For material ordering, do not confuse measurement precision with purchasing strategy. You may calculate an exact result like 18.37 square feet, but products may be sold only in cartons of 20 square feet or sheets of fixed size. The calculator helps with the measurement side; your final purchase should also reflect packaging and expected waste.
Helpful Measurement Tips
- Measure in the same unit throughout the project before converting.
- Double-check whether your starting number is already an area value or just one dimension.
- For irregular shapes, split the object into rectangles, triangles, or circles, then combine the areas.
- Keep a note of finished dimensions versus nominal product dimensions.
- When comparing products, normalize everything to square feet so prices are easier to evaluate.
Trusted Measurement References
If you want deeper information on official measurement standards and building size data, review these authoritative resources:
- National Institute of Standards and Technology: Unit Conversion
- NIST: SI Units and Measurement Guidance
- U.S. Census Bureau: Characteristics of New Housing
Final Takeaway
A square inches to square feet calculator is simple, but it solves a very real measurement problem.

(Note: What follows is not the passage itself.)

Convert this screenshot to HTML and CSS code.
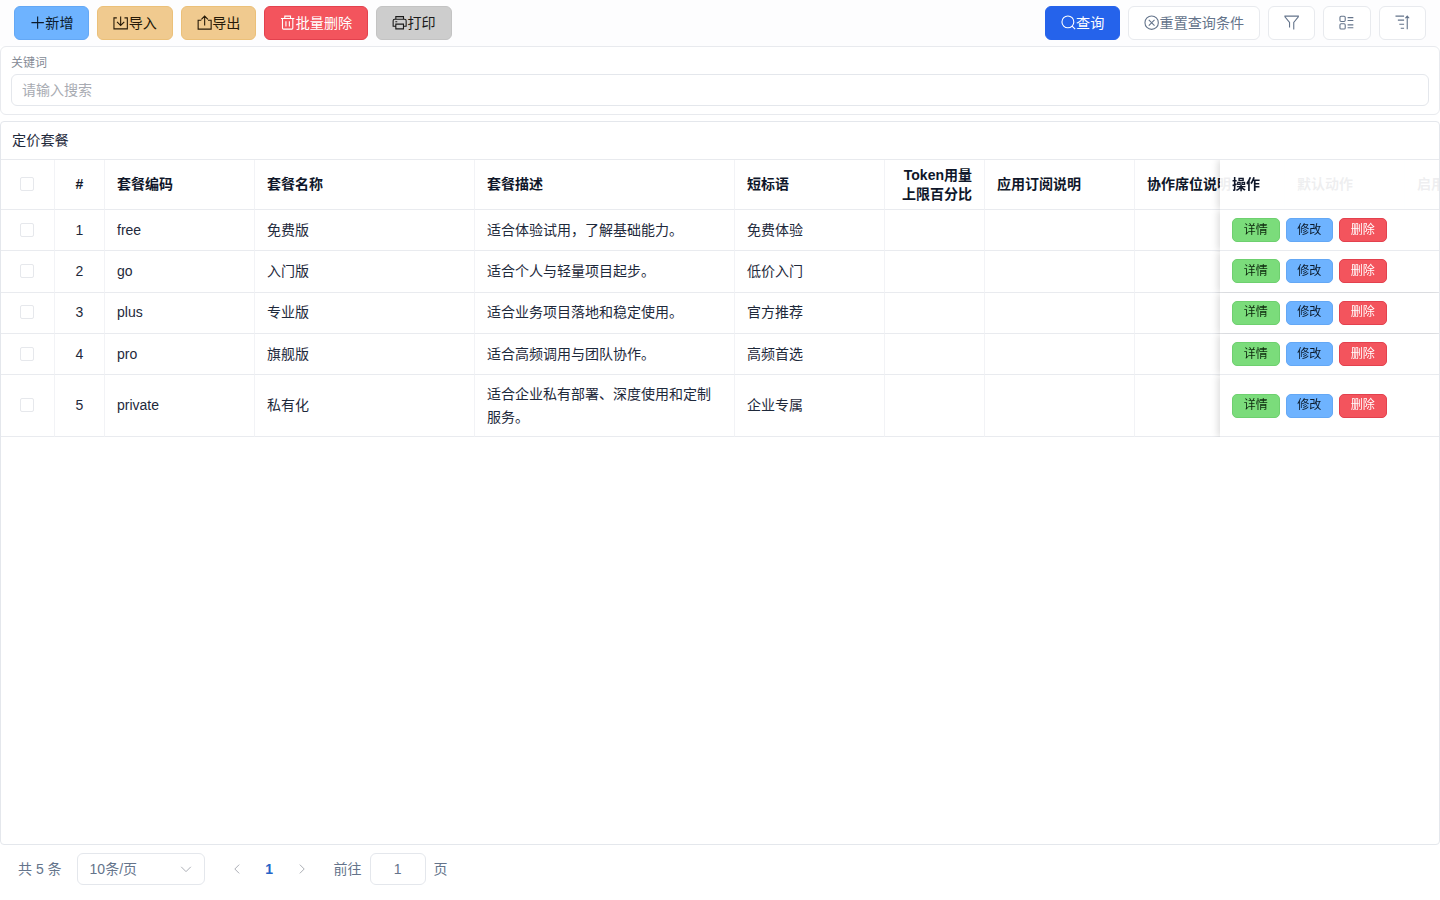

It turns small-scale dimensions into a unit that is far more useful for planning, estimating, purchasing, and comparing materials. The key rule is easy to remember: divide square inches by 144. Once you understand why the conversion works, you can move confidently between shop measurements and project-level area totals.
Use the calculator above whenever you need fast, accurate area conversions. It is especially helpful when you have multiple pieces, need custom precision, or want a quick visual understanding of how your area scales. Whether you are working on flooring, printed graphics, fabrication, or interior layouts, converting square inches to square feet correctly helps you make better decisions and avoid costly mistakes.